4. Get off the couch! Chronic cannabis use often manifests itself as passive enjoyment of television, music, and video games. This break offers time to get outside where you can enjoy the air and natural surroundings.
5. Pump it up! Regular and programmed physical exercise will prove a distraction. More important, it will energize, heal, and provide physical gains. The exercise will also clean out systems affected by cannabis reliance.
6. Pursue meaningfulness! Prayer and meditation will focus your attention and experience. You might read a book, join a yoga class, practice Tai Chi, or make a spiritual retreat.
7. Invest the savings! A move away from cannabis use puts money in your pocket.
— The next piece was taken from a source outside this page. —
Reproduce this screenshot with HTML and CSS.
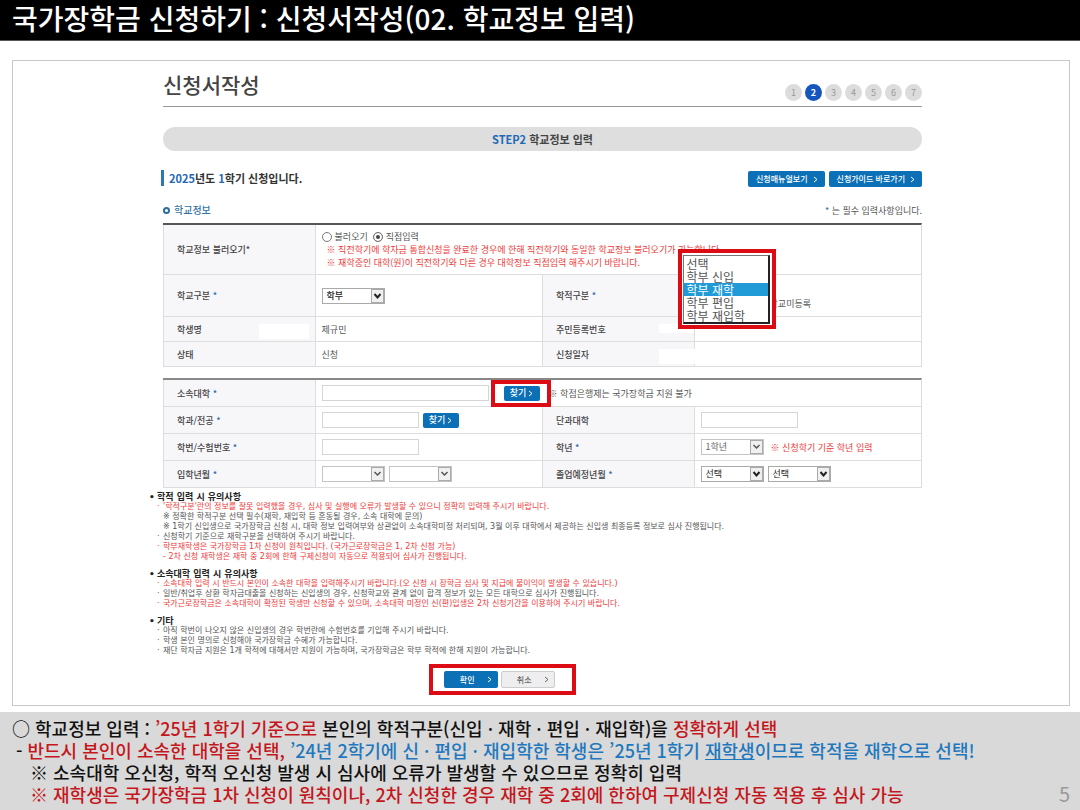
FILE: index.html
```html
<!DOCTYPE html>
<html lang="ko">
<head>
  <meta charset="UTF-8">
  <meta name="viewport" content="width=device-width, initial-scale=1.0">
  <title>국가장학금 신청하기</title>
  <link rel="stylesheet" href="styles.css">
</head>
<body>

  <header class="header">국가장학금 신청하기 : 신청서작성(02. 학교정보 입력)</header>

  <main class="panel">
    <!-- Title and steps -->
    <div class="title-row">
      <h1>신청서작성</h1>
      <ol class="steps">
        <li>1</li>
        <li class="active">2</li>
        <li>3</li>
        <li>4</li>
        <li>5</li>
        <li>6</li>
        <li>7</li>
      </ol>
    </div>
    <div class="step-bar"><span class="blue">STEP2</span> 학교정보 입력</div>

    <div class="term-row">
      <h2><span class="blue">2025</span>년도 <span class="blue">1</span>학기 신청입니다.</h2>
      <div class="links">
        <button type="button" class="btn">신청매뉴얼보기 <svg class="arrow" viewBox="0 0 5 7"><path d="M1 1l3 2.5L1 6"/></svg></button>
        <button type="button" class="btn">신청가이드 바로가기 <svg class="arrow" viewBox="0 0 5 7"><path d="M1 1l3 2.5L1 6"/></svg></button>
      </div>
    </div>

    <div class="section-row">
      <h3>학교정보</h3>
      <p><span class="req">*</span> 는 필수 입력사항입니다.</p>
    </div>

    <form id="school-form">
      <!-- School info -->
      <table class="form-table">
        <colgroup><col class="col-th"><col class="col-td"><col class="col-th"><col class="col-td"></colgroup>
        <tr>
          <th>학교정보 불러오기*</th>
          <td colspan="3" class="load-cell">
            <div class="radios">
              <label><input type="radio" name="load"> 불러오기</label>
              <label><input type="radio" name="load" checked> 직접입력</label>
            </div>
            <p class="warn">※ 직전학기에 학자금 통합신청을 완료한 경우에 한해 직전학기와 동일한 학교정보 불러오기가 가능합니다.</p>
            <p class="warn">※ 재학중인 대학(원)이 직전학기와 다른 경우 대학정보 직접입력 해주시기 바랍니다.</p>
          </td>
        </tr>
        <tr class="tall">
          <th><label for="school-type">학교구분 <span class="req">*</span></label></th>
          <td><select id="school-type" class="strong"><option>학부</option></select></td>
          <th><label for="status">학적구분 <span class="req">*</span></label></th>
          <td class="status-cell">
            <p class="unregistered">학교미등록</p>
            <div class="popup">
              <select id="status" size="5">
                <option>선택</option>
                <option>학부 신입</option>
                <option selected>학부 재학</option>
                <option>학부 편입</option>
                <option>학부 재입학</option>
              </select>
            </div>
          </td>
        </tr>
        <tr class="short">
          <th>학생명<span class="mask"></span></th>
          <td>제규민</td>
          <th>주민등록번호<span class="mask mask-top"></span></th>
          <td></td>
        </tr>
        <tr class="short">
          <th>상태</th>
          <td>신청</td>
          <th>신청일자<span class="mask mask-over"></span></th>
          <td></td>
        </tr>
      </table>

      <!-- University -->
      <table class="form-table second">
        <colgroup><col class="col-th"><col class="col-td"><col class="col-th"><col class="col-td"></colgroup>
        <tr>
          <th><label for="univ">소속대학 <span class="req">*</span></label></th>
          <td colspan="3">
            <div class="field">
              <input type="text" id="univ" class="wide">
              <span class="marked"><button type="button" class="btn find">찾기 <svg class="arrow" viewBox="0 0 5 7"><path d="M1 1l3 2.5L1 6"/></svg></button></span>
              <span>※ 학점은행제는 국가장학금 지원 불가</span>
            </div>
          </td>
        </tr>
        <tr>
          <th><label for="major">학과/전공 <span class="req">*</span></label></th>
          <td>
            <div class="field">
              <input type="text" id="major">
              <button type="button" class="btn find">찾기 <svg class="arrow" viewBox="0 0 5 7"><path d="M1 1l3 2.5L1 6"/></svg></button>
            </div>
          </td>
          <th><label for="college">단과대학</label></th>
          <td><div class="field"><input type="text" id="college"></div></td>
        </tr>
        <tr>
          <th><label for="student-no">학번/수험번호 <span class="req">*</span></label></th>
          <td><div class="field"><input type="text" id="student-no"></div></td>
          <th><label for="grade">학년 <span class="req">*</span></label></th>
          <td>
            <div class="field">
              <select id="grade" class="light"><option>1학년</option></select>
              <span class="warn">※ 신청학기 기준 학년 입력</span>
            </div>
          </td>
        </tr>
        <tr>
          <th><label for="enter-year">입학년월 <span class="req">*</span></label></th>
          <td>
            <div class="field">
              <select id="enter-year" class="light"><option></option></select>
              <select class="light" aria-label="입학월"><option></option></select>
            </div>
          </td>
          <th><label for="grad-year">졸업예정년월 <span class="req">*</span></label></th>
          <td>
            <div class="field">
              <select id="grad-year"><option>선택</option></select>
              <select aria-label="졸업예정월"><option>선택</option></select>
            </div>
          </td>
        </tr>
      </table>

      <!-- Notes -->
      <div class="notes">
        <h4>학적 입력 시 유의사항</h4>
        <ul>
          <li class="warn">'학적구분'란의 정보를 잘못 입력했을 경우, 심사 및 실행에 오류가 발생할 수 있으니 정확히 입력해 주시기 바랍니다.</li>
          <li class="plain">※ 정확한 학적구분 선택 필수(재학, 재입학 등 혼동될 경우, 소속 대학에 문의)</li>
          <li class="plain">※ 1학기 신입생으로 국가장학금 신청 시, 대학 정보 입력여부와 상관없이 소속대학미정 처리되며, 3월 이후 대학에서 제공하는 신입생 최종등록 정보로 심사 진행됩니다.</li>
          <li>신청학기 기준으로 재학구분을 선택하여 주시기 바랍니다.</li>
          <li class="warn">학부재학생은 국가장학금 1차 신청이 원칙입니다. (국가근로장학금은 1, 2차 신청 가능)</li>
          <li class="plain warn">- 2차 신청 재학생은 재학 중 2회에 한해 구제신청이 자동으로 적용되어 심사가 진행됩니다.</li>
        </ul>
        <h4>소속대학 입력 시 유의사항</h4>
        <ul>
          <li class="warn">소속대학 입력 시 반드시 본인이 소속한 대학을 입력해주시기 바랍니다.(오 신청 시 장학금 심사 및 지급에 불이익이 발생할 수 있습니다.)</li>
          <li>일반/취업후 상환 학자금대출을 신청하는 신입생의 경우, 신청학교와 관계 없이 합격 정보가 있는 모든 대학으로 심사가 진행됩니다.</li>
          <li class="warn">국가근로장학금은 소속대학이 확정된 학생만 신청할 수 있으며, 소속대학 미정인 신(편)입생은 2차 신청기간을 이용하여 주시기 바랍니다.</li>
        </ul>
        <h4>기타</h4>
        <ul>
          <li>아직 학번이 나오지 않은 신입생의 경우 학번란에 수험번호를 기입해 주시기 바랍니다.</li>
          <li>학생 본인 명의로 신청해야 국가장학금 수혜가 가능합니다.</li>
          <li>재단 학자금 지원은 1개 학적에 대해서만 지원이 가능하며, 국가장학금은 학부 학적에 한해 지원이 가능합니다.</li>
        </ul>
      </div>

      <div class="actions">
        <button type="submit" class="btn action">확인 <svg class="arrow" viewBox="0 0 5 7"><path d="M1 1l3 2.5L1 6"/></svg></button>
        <button type="button" class="btn action cancel">취소 <svg class="arrow" viewBox="0 0 5 7"><path d="M1 1l3 2.5L1 6"/></svg></button>
      </div>
    </form>
  </main>

  <footer class="footer">
    <div class="guide">
      <p>○ 학교정보 입력 : <span class="red">’25년 1학기 기준으로</span> 본인의 학적구분(신입 · 재학 · 편입 · 재입학)을 <span class="red">정확하게 선택</span></p>
      <p class="dash">- <span class="red">반드시 본인이 소속한 대학을 선택,</span> <span class="sky">’24년 2학기에 신 · 편입 · 재입학한 학생은 ’25년 1학기 <u>재학생</u>이므로 학적을 재학으로 선택!</span></p>
      <p class="sub">※ 소속대학 오신청, 학적 오신청 발생 시 심사에 오류가 발생할 수 있으므로 정확히 입력</p>
      <p class="sub red">※ 재학생은 국가장학금 1차 신청이 원칙이나, 2차 신청한 경우 재학 중 2회에 한하여 구제신청 자동 적용 후 심사 가능</p>
    </div>
    <span class="page-no">5</span>
  </footer>

</body>
</html>
```

FILE: styles.css
```css
*, *::before, *::after {
  box-sizing: border-box;
}
body {
  display: flex;
  flex-direction: column;
  min-height: 100vh;
  margin: 0;
  background: #ffffff;
  color: #555555;
  font-family: "Noto Sans CJK KR", sans-serif;
  font-size: 9px;
  line-height: 13px;
}
h1, h2, h3, h4, p, ul, ol {
  margin: 0;
  padding: 0;
}
ul, ol {
  list-style: none;
}
button, input, select {
  margin: 0;
  font-family: inherit;
}
.header {
  height: 41px;
  padding: 0 12px;
  background: #000000;
  border-bottom: 1px solid #555555;
  color: #ffffff;
  font-size: 28px;
  font-weight: 500;
  line-height: 37px;
}
.panel {
  flex: 1;
  margin: 19px 10px 6px 12px;
  padding: 8px 147px 8px 150px;
  border: 1px solid #c8c8c8;
}

/* Title */
.title-row {
  display: flex;
  justify-content: space-between;
  align-items: flex-end;
  border-bottom: 1px solid #999999;
}
h1 {
  margin-bottom: 7px;
  color: #444444;
  font-size: 21px;
  font-weight: 500;
  line-height: 30px;
}
.steps {
  display: flex;
  gap: 3px;
  margin-bottom: 5px;
}
.steps li {
  width: 17px;
  height: 17px;
  border-radius: 50%;
  background: #dcdcdc;
  color: #999999;
  line-height: 17px;
  text-align: center;
}
.steps .active {
  background: #1556bd;
  color: #ffffff;
  font-weight: bold;
}
.step-bar {
  margin-top: 20px;
  border-radius: 12px;
  background: #dedede;
  color: #444444;
  font-size: 11px;
  font-weight: bold;
  line-height: 24px;
  text-align: center;
}
.blue {
  color: #2468b8;
}
.term-row {
  display: flex;
  justify-content: space-between;
  align-items: center;
  margin-top: 18px;
}
h2 {
  margin-left: -2px;
  padding-left: 5px;
  border-left: 3px solid #2f78b0;
  color: #333333;
  font-size: 11px;
  font-weight: bold;
  line-height: 16px;
}
.links {
  display: flex;
  gap: 4px;
  margin-top: 2px;
}
.btn {
  display: flex;
  justify-content: center;
  align-items: center;
  gap: 5px;
  height: 16px;
  padding: 0 7px 0 8px;
  border: none;
  border-radius: 2px;
  background: #0b70b5;
  color: #ffffff;
  font-size: 8px;
  font-weight: 500;
  line-height: 14px;
  white-space: nowrap;
  cursor: pointer;
}
.arrow {
  width: 5px;
  height: 7px;
  fill: none;
  stroke: currentColor;
}
.section-row {
  display: flex;
  justify-content: space-between;
  align-items: center;
  margin: 16px 0 6px;
}
h3 {
  display: flex;
  align-items: center;
  gap: 4px;
  color: #3573a3;
  font-size: 10px;
  font-weight: 500;
  line-height: 14px;
}
h3::before {
  content: "";
  width: 7px;
  height: 7px;
  border: 2px solid #2b6d9e;
  border-radius: 50%;
}
.req {
  color: #2c6aa8;
}
.warn {
  color: #ee3b3b;
}

/* Tables */
.form-table {
  width: 100%;
  table-layout: fixed;
  border-top: 2px solid #555555;
  border-right: 1px solid #dddddd;
  border-spacing: 0;
}
.second {
  margin-top: 11px;
  border-top-color: #888888;
}
.col-th {
  width: 20%;
}
.col-td {
  width: 30%;
}
.form-table th, .form-table td {
  position: relative;
  height: 27px;
  padding: 0 0 0 6px;
  border-bottom: 1px solid #dddddd;
  border-left: 1px solid #dddddd;
  text-align: left;
}
.form-table th {
  padding-left: 13px;
  background: #f7f7fa;
  color: #444444;
  font-weight: 500;
}
.form-table .load-cell {
  padding: 5px 0 5px 6px;
}
.load-cell .warn {
  padding-left: 5px;
}
.form-table .tall > * {
  height: 42px;
}
.form-table .short > * {
  height: 25px;
}
.radios {
  display: flex;
  gap: 5px;
}
.radios label {
  display: flex;
  align-items: center;
  gap: 3px;
}
input[type="radio"] {
  appearance: none;
  width: 10px;
  height: 10px;
  border: 1px solid #777777;
  border-radius: 50%;
  background: #ffffff;
}
input[type="radio"]:checked {
  background: #444444;
  box-shadow: inset 0 0 0 2px #ffffff;
}
.field {
  display: flex;
  align-items: center;
  gap: 4px;
}
input[type="text"] {
  width: 97px;
  height: 16px;
  padding: 0 4px;
  border: 1px solid #d5d5d5;
  background: #ffffff;
  font-size: 9px;
}
input.wide {
  width: 167px;
}
.find {
  width: 36px;
  height: 15px;
  padding: 0;
  gap: 2px;
  font-size: 9px;
}
select {
  appearance: none;
  width: 63px;
  height: 16px;
  padding: 0 4px;
  border: 1px solid #aaaaaa;
  border-radius: 0;
  background: #ffffff url("data:image/svg+xml,%3Csvg xmlns='http://www.w3.org/2000/svg' width='13' height='14'%3E%3Crect x='.5' y='.5' width='12' height='13' fill='%23f0f0f0' stroke='%23aaa'/%3E%3Cpath d='M3.5 5l3 3.5 3-3.5' fill='none' stroke='%23222' stroke-width='2'/%3E%3C/svg%3E") no-repeat right center;
  color: #222222;
  font-size: 9px;
  line-height: 14px;
}
.strong {
  display: block;
  font-weight: 500;
}
.light {
  border-color: #c4c4c4;
  background-image: url("data:image/svg+xml,%3Csvg xmlns='http://www.w3.org/2000/svg' width='13' height='14'%3E%3Crect x='.5' y='.5' width='12' height='13' fill='%23f0f0f0' stroke='%23aaa'/%3E%3Cpath d='M3.5 5l3 3 3-3' fill='none' stroke='%23555' stroke-width='1.5'/%3E%3C/svg%3E");
  color: #666666;
}
.field .warn {
  margin-left: 3px;
}
.unregistered {
  margin: 16px 0 0 69px;
}

/* Red frames */
.popup {
  position: absolute;
  top: -26px;
  left: -17px;
  z-index: 2;
  width: 98px;
  padding: 2px 2px 1px 1px;
  border: 4px solid #dc0c14;
  background: #ffffff;
}
.popup select {
  display: block;
  width: 100%;
  height: 69px;
  padding: 1px 0;
  overflow: hidden;
  border: 1px solid #777777;
  border-right: 2px solid #222222;
  border-bottom: 2px solid #222222;
  background: #ffffff;
}
.popup option {
  display: flex;
  align-items: center;
  height: 13px;
  min-height: 0;
  padding: 0 3px;
  color: #555555;
  font-size: 12px;
}
.popup option:checked {
  background: #219bd8 linear-gradient(#219bd8, #219bd8);
  color: #ffffff;
}
.marked {
  position: relative;
  margin: 0 5px 0 11px;
}
.marked::after {
  content: "";
  position: absolute;
  top: -6px;
  right: -11px;
  bottom: -6px;
  left: -13px;
  border: 4px solid #dc0c14;
  pointer-events: none;
}
.mask {
  position: absolute;
  top: 7px;
  right: 6px;
  width: 50px;
  height: 15px;
  background: #ffffff;
}
.mask-top {
  right: -1px;
  width: 36px;
  height: 9px;
}
.mask-over {
  z-index: 1;
  right: -1px;
  width: 36px;
}

/* Notes */
.notes {
  margin: 5px 0 0 -14px;
  font-family: "DejaVu Sans", "Noto Sans CJK KR", sans-serif;
  font-size: 8px;
  line-height: 10px;
}
h4 {
  margin-bottom: 1px;
  color: #222222;
  font-size: 9px;
  line-height: 8px;
}
h4::before {
  content: "•";
  display: inline-block;
  width: 8px;
}
.notes ul {
  margin-bottom: 8px;
  padding-left: 8px;
}
.notes li {
  padding-left: 6px;
  text-indent: -6px;
}
.notes li::before {
  content: "·";
  display: inline-block;
  width: 6px;
  text-indent: 0;
}
.notes .plain {
  text-indent: 0;
}
.notes .plain::before {
  content: none;
}
.actions {
  display: flex;
  gap: 3px;
  width: 147px;
  margin: 0 0 0 35%;
  padding: 3px 0 3px 11px;
  border: 4px solid #dc0c14;
}
.action {
  width: 54px;
  height: 17px;
  padding: 0 0 0 10px;
  gap: 12px;
}
.cancel {
  border: 1px solid #cccccc;
  background: #eeeeee;
  color: #666666;
}

/* Guide */
.footer {
  display: flex;
  justify-content: space-between;
  align-items: flex-end;
  padding: 5px 10px 5px 12px;
  background: #d9d9d9;
  color: #111111;
  font-size: 18px;
  font-weight: 500;
  line-height: 22px;
}
.dash {
  padding-left: 4px;
}
.sub {
  padding-left: 18px;
}
.red {
  color: #c4161c;
}
.sky {
  color: #1f78be;
}
.page-no {
  color: #999999;
  font-size: 20px;
  font-weight: normal;
}
```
Cost is the ugly secret to cannabis use. Taking a break offers savings you might spend on yourself or the family.
8. Find a friend! It helps to have a friend when you take a break. You might find that friend at the gym where you are exercising or among the smoking circle you frequent. But teaming up with a buddy will help fight the good fight.
9. Use another way! You can take a break from smoking cannabis and still enjoy its benefits if you change your method of consumption. Edibles and high-potency products may prove good options.
10. Change your mind! There are alternatives to smoking alone in your room. You might pursue entirely new interests like travel, music lessons, shop work, and more, anything you find relaxing and evolving.
Own your tolerance break!
Various people react to cannabis in multiple ways. There is no “typical” user and no standard approach to a tolerance break. However, cannabis users can and should make the most of it. You might even link them to a change in the seasons.
There are benefits in addition to balancing your psychological and physical health with regularly scheduled cannabis tolerance breaks. Chronic use of the same strain or the cannabis strains in the same family will lock your brain and body systems into a certain pattern. Over time, that pattern will no longer produce the effects you originally sought.
To restore the desired effects, you must either switch to a stronger strain of cannabis or take a break until the brain and body return to their original condition allowing you to resume usage. In short, taking a tolerance break makes cannabis use richer and more enjoyable when you get back to it.